Дэйзи негодующе вскинула голову, и Алек улыбнулся:
– Я уверен, что к вечеру тем для обсуждения наберется больше. Попробуем свести их воедино и увидеть картину в целом.
– И то верно, мне обязательно нужно сегодня поработать над статьей.
Дэйзи удалилась, и вошел Джеффри. На бесстрастном лице не было и тени того чувства, которое вчера подвигло его напасть на брата. Тем не менее улики свидетельствовали о том, что за этой невозмутимой маской бурлят любовь и ярость.
– Расскажите о вчерашнем вечере, – предложил Алек.
Ладони Джеффри крепко сжались в кулаки, затем слегка обмякли, точно он усилием воли приказал себе расслабиться.
– О вчерашнем вечере? Вам уже наверняка передали все в подробностях, – бесцветным голосом произнес он.
– Хотелось бы услышать вашу версию.
– Джеймс начал гнусно клеветать на Ан… мою мачеху. Пришлось его остановить.
– Вы часто выходите из себя и устраиваете потасовки?
– Нет! Боже мой, нет. Я выступаю за университет, а боксер, который постоянно выходит из себя, не может боксировать технично. Вчера я… Я просто взбесился.
– Что же вас так взбесило?
– Я не стану повторять гадости, которые изрыгал Джеймс. – Джеффри упрямо поджал губы.
– Нет-нет, этого не нужно. Я скорее хотел спросить: вы так разозлились, потому что заподозрили брата во лжи?
– Он лгал, я точно знаю! Аннабель – ангел. Она не способна на низость или коварство. Меня взбесило то, что Джеймс намеренно ее ранил. Произнести такое при всех, при отце!
– Вы боялись, что лорд Вентуотер поверит в эту ложь?
– Да. Он не поверил. Он сам мне сказал.
– Почти все утверждают, что леди Вентуотер проводила много времени в обществе Аствика. Как вы объясните их очевидную близость?
Оживившийся было Джеффри вновь погас.
– Нечего тут объяснять. Они познакомились за границей несколько лет назад, а теперь он злоупотребил давним знакомством. Она же по своей доброте не стала выгонять Аствика, несмотря на его приставания.
– Вы пытались ей помочь.
– Я, когда мог, нарушал их tete-a-tete, но Аствик являлся гостем, и просить его об отъезде должен был отец, а не я.

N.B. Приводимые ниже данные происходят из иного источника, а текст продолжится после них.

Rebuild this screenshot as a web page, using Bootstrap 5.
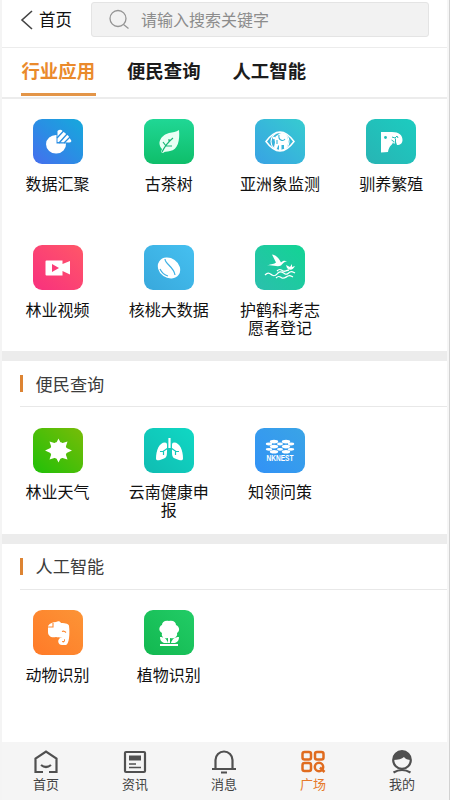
<!DOCTYPE html>
<html lang="zh-CN">
<head>
<meta charset="utf-8">
<meta name="viewport" content="width=device-width, initial-scale=1">
<title>广场</title>
<link href="https://cdn.jsdelivr.net/npm/bootstrap@5.3.0/dist/css/bootstrap.min.css" rel="stylesheet">
<style>
body{font-family:"Noto Sans CJK SC",sans-serif;background:#fff;color:#111;overflow:hidden}
.phone{width:450px;height:800px;border-left:2px solid #f4f4f4;border-right:1px solid #d2d2d2;padding-right:2px;background:#f6f6f6}
.screen{background:#fff}
.topbar{height:48px;border-bottom:1px solid #ececec;padding-left:18px}
.topbar .back{width:71px;height:39px;font-size:16.5px;line-height:38px}
.search{width:338px;height:35px;margin-top:2px;padding-bottom:2px;background:#f2f2f2;border:1px solid #e4e4e4;border-radius:3px;color:#8c8c8c;font-size:16px}
.tabs{height:51px;border-bottom:2px solid #ececec;padding-left:19px;gap:31px}
.tabs a{height:48px;font-size:18.4px;line-height:45px;font-weight:700;color:#1c1c1c;text-decoration:none;width:74.5px;text-align:center;white-space:nowrap}
.tabs a.on{color:#ea8a2c;border-bottom:3px solid #e39548}
.app{height:126px;font-size:16px;line-height:17.5px;padding-top:20px}
.app svg{width:50px;height:45px;display:block;margin:0 auto 11px}
.app span{display:block;width:84px;margin:0 auto}
.divider{height:10px;background:#ececec}
.sec{height:46px;border-bottom:1px solid #e8e8e8;margin-left:18px;font-size:17.2px;color:#3c3c3c}
.sec i{width:3px;height:17px;background:#dd8433;margin-right:12.5px}
.g1{height:252px}.g2{height:126.5px}.g3{height:152px}
.g2 .app{padding-top:21px}
.g2 .app svg{margin-bottom:10px}
.tabbar{height:58px;background:#f5f5f5;font-size:13px;line-height:16px;color:#444;padding-top:5px}
.tabbar svg{width:28px;height:28px;display:block;margin:0 auto 1px;fill:none;stroke:#505050;stroke-width:2.2}
.tabbar .col{padding-right:1px!important}
.tabbar .on{color:#e67a2a}.tabbar .on svg{stroke:#e06c1f;stroke-width:2.5}
</style>
</head>
<body>
<svg width="0" height="0" class="position-absolute"><defs>
<linearGradient id="a" x1="0" y1="1" x2="1" y2="0"><stop stop-color="#466eee"/><stop offset=".5" stop-color="#2a8ee4"/><stop offset="1" stop-color="#16a9dc"/></linearGradient>
<linearGradient id="b" x1="0" y1="0" x2="0" y2="1"><stop stop-color="#20d795"/><stop offset="1" stop-color="#0fbe6a"/></linearGradient>
<linearGradient id="c" x1="0" y1="1" x2="1" y2="0"><stop stop-color="#38a2e4"/><stop offset="1" stop-color="#36ccd0"/></linearGradient>
<linearGradient id="d" x1="0" y1="1" x2="1" y2="0"><stop stop-color="#28b4b4"/><stop offset="1" stop-color="#1cccc0"/></linearGradient>
<linearGradient id="e" x1="0" y1="1" x2="1" y2="0"><stop stop-color="#f8307e"/><stop offset="1" stop-color="#ff5768"/></linearGradient>
<linearGradient id="f" x1="0" y1="1" x2="1" y2="0"><stop stop-color="#38a8dc"/><stop offset="1" stop-color="#45c0f0"/></linearGradient>
<linearGradient id="g" x1="0" y1="1" x2="1" y2="0"><stop stop-color="#2bbfad"/><stop offset="1" stop-color="#12d494"/></linearGradient>
<linearGradient id="h" x1="0" y1="1" x2="1" y2="0"><stop stop-color="#20c008"/><stop offset="1" stop-color="#78bc08"/></linearGradient>
<linearGradient id="i" x1="0" y1="1" x2="1" y2="0"><stop stop-color="#10bcb2"/><stop offset="1" stop-color="#10d8c4"/></linearGradient>
<linearGradient id="j" x1="0" y1="1" x2="1" y2="0"><stop stop-color="#3292f6"/><stop offset="1" stop-color="#3aa4e6"/></linearGradient>
<linearGradient id="k" x1="0" y1="1" x2="1" y2="0"><stop stop-color="#ff7a28"/><stop offset="1" stop-color="#fc9436"/></linearGradient>
<linearGradient id="l" x1="0" y1="1" x2="1" y2="0"><stop stop-color="#12b850"/><stop offset="1" stop-color="#22cc66"/></linearGradient>
</defs></svg>
<div class="phone"><div class="screen">
<header class="topbar d-flex">
  <div class="back d-flex"><svg width="19" height="39" fill="none" stroke="#444" stroke-width="1.6"><path d="M12 11 2 20l10 9"/></svg>首页</div>
  <div class="search d-flex align-items-center"><svg width="49" height="33" fill="none" stroke="#949494" stroke-width="1.3"><circle cx="26" cy="16.500" r="8"/><path d="m31.500 22.500 5 4"/></svg>请输入搜索关键字</div>
</header>
<nav class="tabs d-flex"><a class="on" href="#">行业应用</a><a href="#">便民查询</a><a href="#">人工智能</a></nav>

<div class="row row-cols-4 g-0 text-center g1">
  <div class="col app"><svg viewBox="0 0 50 45"><rect width="50" height="45" rx="9" fill="url(#a)"/><path d="M23.500 16v8.500H33A10 9.300 0 1 1 23.500 16Z" fill="#fff"/><path d="M24.500 23V12q2-2 4-1l7 6 3 5q-1 2-3 1.500Z" fill="#fff"/><path d="m24 19 7-7.500M26 24l8.500-9.500M31 24l6-6" stroke="#278fe0" stroke-width="1.300"/></svg><span>数据汇聚</span></div>
  <div class="col app"><svg viewBox="0 0 50 45"><rect width="50" height="45" rx="9" fill="url(#b)"/><path d="M35 11c1 10-1 20-9 21-3 1-5 0-7 2l-2-1 1-3c-6-7 0-14 7-16 4-1 7-1 10-3Z" fill="#e9fff4"/><path d="M18 33c3-6 6-10 11-14M22 27l-3-4M22 27l6 0M25 23v-3" fill="none" stroke="#18b876" stroke-width="1.200"/></svg><span>古茶树</span></div>
  <div class="col app"><svg viewBox="0 0 50 45"><rect width="50" height="45" rx="9" fill="url(#c)"/><path d="M11 22.500q14-19 28 0-14 19-28 0Z" fill="none" stroke="#fff" stroke-width="1.500"/><circle cx="25" cy="22.500" r="9" fill="none" stroke="#fff" stroke-width="1.100"/><path d="M23 16c1-2 5-3 8 0 3 4 3 10 0 13l-2 1v-4h-2.500v5H24v-5c-2 1-1 5-4 4-2-2 0-4 0-7-1-3 0-6 3-7Z" fill="#fff"/><path d="M24 16c-1 5 4 7 6 4M22 21v4" stroke="#36b7d8" fill="none" stroke-width="1.100"/><circle cx="19" cy="19" r="1.200" fill="#fff"/></svg><span>亚洲象监测</span></div>
  <div class="col app"><svg viewBox="0 0 50 45"><rect width="50" height="45" rx="9" fill="url(#d)"/><path d="M15 13h11c7 0 10.500 3 10.500 8 0 3-2 5-5.500 5l-1-3-2 2-1-2c0 3-4 3-5 10l-7 .5Z" fill="#fff"/><circle cx="19.500" cy="18.500" r="1.400" fill="#22bdb6"/><path d="m26 18 3 1 2-2 1 2M29.500 19.500v4.500M25.500 21l3 2" fill="none" stroke="#22bdb6"/></svg><span>驯养繁殖</span></div>
  <div class="col app"><svg viewBox="0 0 50 45"><rect width="50" height="45" rx="9" fill="url(#e)"/><path d="M13.500 15.500h16v3.500L37 16v13.500L29.500 26v4.500h-16q-1 0-1-1v-13q0-1 1-1Z" fill="#fff"/><path d="m19 19 7 4-7 4Z" fill="#fb3d77"/></svg><span>林业视频</span></div>
  <div class="col app"><svg viewBox="0 0 50 45"><rect width="50" height="45" rx="9" fill="url(#f)"/><ellipse cx="25" cy="23" rx="11.800" ry="9.800" transform="rotate(35 25 23)" fill="#fff"/><path d="M21 14c0 5 9 8 10 16M16 24c2 4 4 6 8 7" fill="none" stroke="#3eb1e4" stroke-width="1.200"/></svg><span>核桃大数据</span></div>
  <div class="col app"><svg viewBox="0 0 50 45"><rect width="50" height="45" rx="9" fill="url(#g)"/><path d="M12 20.500c5-2 7-1 9-3l-4-8c5 1 7 4 9 8 2-2 4-2 6-1-3 0-4 2-6 4-4 2-8-1-14 0ZM31 20l4 2 2-3v3l3-1c-2 4-5 5-8 2Z" fill="#fff"/><path d="M10 30c3-3 4-2 7 0s4 0 6-2c3-3 5 0 7 1s3-1 5-2 3 0 5 1M21 33c3-3 4-1 6 0s4-1 6-2 3 0 5 1M22 26c3-3 4-1 6 0s4-1 6-1" fill="none" stroke="#fff" stroke-width="1.300"/></svg><span>护鹤科考志愿者登记</span></div>
</div>
<div class="divider"></div>
<div class="sec d-flex align-items-center"><i></i>便民查询</div>
<div class="row row-cols-4 g-0 text-center g2">
  <div class="col app"><svg viewBox="0 0 50 45"><rect width="50" height="45" rx="9" fill="url(#h)"/><circle cx="25.500" cy="22.500" r="8.400" fill="#fff"/><path d="m25.500 10.500 2.500 5 6.500-2-2 6 6.500 3-6.500 3 2 6-6.500-2-2.500 5-2.500-5-6.500 2 2-6-6.500-3 6.500-3-2-6 6.500 2Z" fill="#fff"/></svg><span>林业天气</span></div>
  <div class="col app"><svg viewBox="0 0 50 45"><rect width="50" height="45" rx="9" fill="url(#i)"/><path d="M21 14.500c-6 0-9 8-9 16 0 2 2 2 4 1.500l4-1.500c3-1 3-4 3-8v-6q0-2-2-2ZM30 14.500c6 0 9 8 9 16 0 2-2 2-4 1.500l-4-1.500c-3-1-3-4-3-8v-6q0-2 2-2Z" fill="#fff"/><path d="M25.500 10v10" stroke="#fff" stroke-width="2.200"/><path d="m24 20-5 3.500h-3M19.500 23v4M27 20l5 3.500h3M31.500 23v4" fill="none" stroke="#12c8ba" stroke-width="1.200"/></svg><span>云南健康申报</span></div>
  <div class="col app"><svg viewBox="0 0 50 45"><rect width="50" height="45" rx="9" fill="url(#j)"/><g fill="#fff"><ellipse cx="19" cy="13.600" rx="4.200" ry="1.900"/><ellipse cx="31" cy="13.600" rx="4.200" ry="1.900"/><ellipse cx="14" cy="16" rx="3.200" ry="1.400"/><ellipse cx="25" cy="16" rx="3" ry="1.400"/><ellipse cx="36" cy="16" rx="3.200" ry="1.400"/><ellipse cx="19" cy="18.600" rx="4.200" ry="1.800"/><ellipse cx="31" cy="18.600" rx="4.200" ry="1.800"/><ellipse cx="14" cy="21.300" rx="3.200" ry="1.400"/><ellipse cx="25" cy="21.300" rx="3" ry="1.400"/><ellipse cx="36" cy="21.300" rx="3.200" ry="1.400"/><ellipse cx="19" cy="23.800" rx="4.200" ry="1.800"/><ellipse cx="31" cy="23.800" rx="4.200" ry="1.800"/></g><text x="11.500" y="33.300" font-family="Liberation Sans" font-size="8.500" font-weight="700" fill="#fff" textLength="27" lengthAdjust="spacingAndGlyphs">NKNEST</text></svg><span>知领问策</span></div>
</div>
<div class="divider"></div>
<div class="sec d-flex align-items-center"><i></i>人工智能</div>
<div class="row row-cols-4 g-0 text-center g3">
  <div class="col app"><svg viewBox="0 0 50 45"><rect width="50" height="45" rx="9" fill="url(#k)"/><path d="M15 16c2-3 5-4 8-4 2-1 4-1 5 1 5 0 8 1 8 3 1 8 0 18-3 19h-4c-4 0-5-5-2-7h4v3h-2c0 2 3 2 3-1-1-3-6-2-9-3-5 1-8-1-8-5Z" fill="#fff"/><path d="M14.500 17H20v-4M29 21.500q2-1 4 1" fill="none" stroke="#fd8830" stroke-width="1.100"/></svg><span>动物识别</span></div>
  <div class="col app"><svg viewBox="0 0 50 45"><rect width="50" height="45" rx="9" fill="url(#l)"/><path d="M25 11c4-1 7 1 7 4 4 2 4 6 1 8 1 4-3 6-7 5v5h-2v-5c-4 1-7-1-6-5-4-2-3-7 0-8 0-3 3-5 7-4ZM16 27c4 0 7 2 8 6h-4c-3-1-4-3-4-6ZM35 27c-4 0-7 2-8 6h4c3-1 4-3 4-6ZM16 34h18v2H16Z" fill="#fff"/></svg><span>植物识别</span></div>
</div>
</div>
<nav class="tabbar row row-cols-5 g-0 text-center">
  <div class="col"><svg viewBox="0 0 28 28"><path d="M11 25H3.500V11.500L14 4.500l10.500 7V25H17M9 18q5 4 10 0"/></svg>首页</div>
  <div class="col"><svg viewBox="0 0 28 28"><rect x="4" y="5" width="20" height="20" rx="1"/><path d="M8 11h12" stroke-width="5"/><path d="M8 17h7M8 20.500h12" stroke-width="1.600"/></svg>资讯</div>
  <div class="col"><svg viewBox="0 0 28 28"><path d="M2 22h24M5.500 22v-9a8.500 8.500 0 0 1 17 0v9M11 25.500h6"/></svg>消息</div>
  <div class="col on"><svg viewBox="0 0 28 28"><rect x="3.500" y="5" width="8.500" height="7.500" rx="2"/><rect x="16" y="5" width="8.500" height="7.500" rx="2"/><rect x="3.500" y="16" width="8.500" height="8" rx="2"/><circle cx="20" cy="20" r="4.200"/><path d="m21 20.500 4.500 4.500"/></svg>广场</div>
  <div class="col"><svg viewBox="0 0 28 28"><circle cx="14" cy="13" r="8.800"/><path d="M5 13C5 7 9 4 14 4s9 4 9 9c-3 0-6-1-7-3-2 2-6 3-11 3Z" fill="#505050" stroke="none"/><path d="M5.500 25.500q8.500-5 17 0"/></svg>我的</div>
</nav>
</div>
<script src="https://cdn.jsdelivr.net/npm/bootstrap@5.3.0/dist/js/bootstrap.bundle.min.js"></script>
</body>
</html>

– Ваш отец этого не сделал, и вы решили разобраться сами: отпугнуть Аствика, искупав его в пруду.
Выражение лица Джеффри ни на йоту не изменилось.
– Может, и решил бы, если бы Аствик досаждал мачехе на берегу в летний день. Но мне и в голову не приходило ломать лед и ждать, пока Аствик под него провалится. Да и как бы его это отпугнуло? Он списал бы все на случайность.
– Ну, вы могли бы потом открыть ему правду и пригрозить, что дальше будет хуже, – не слишком убежденно предположил Алек.
Джеффри и впрямь не походил на человека, который склонен строить планы мщения и угрожать в темном углу. Юный Беддоу скорее при всех врезал бы Аствику кулаком – как вчера Джеймсу. Пора браться за других подозреваемых.
– Леди Вентуотер знает, что вы ее любите?
– Нет! – вылетело у Джеффри. Его лицо сперва побелело, а затем налилось кровью.
Врет, решил Алек. Впрочем, не стоит винить мальчика. Пока его любовь остается тайной, положение Джеффри можно считать всего лишь печальным. Но как только мачеха узнает о чувствах пасынка, это положение станет невыносимым для обоих. Благородный Джеффри лжет о неведении графини, надеясь тем самым облегчить ее участь. Его же собственную сердечную боль успокоит время. Хотя он еще слишком юн, чтобы в это поверить.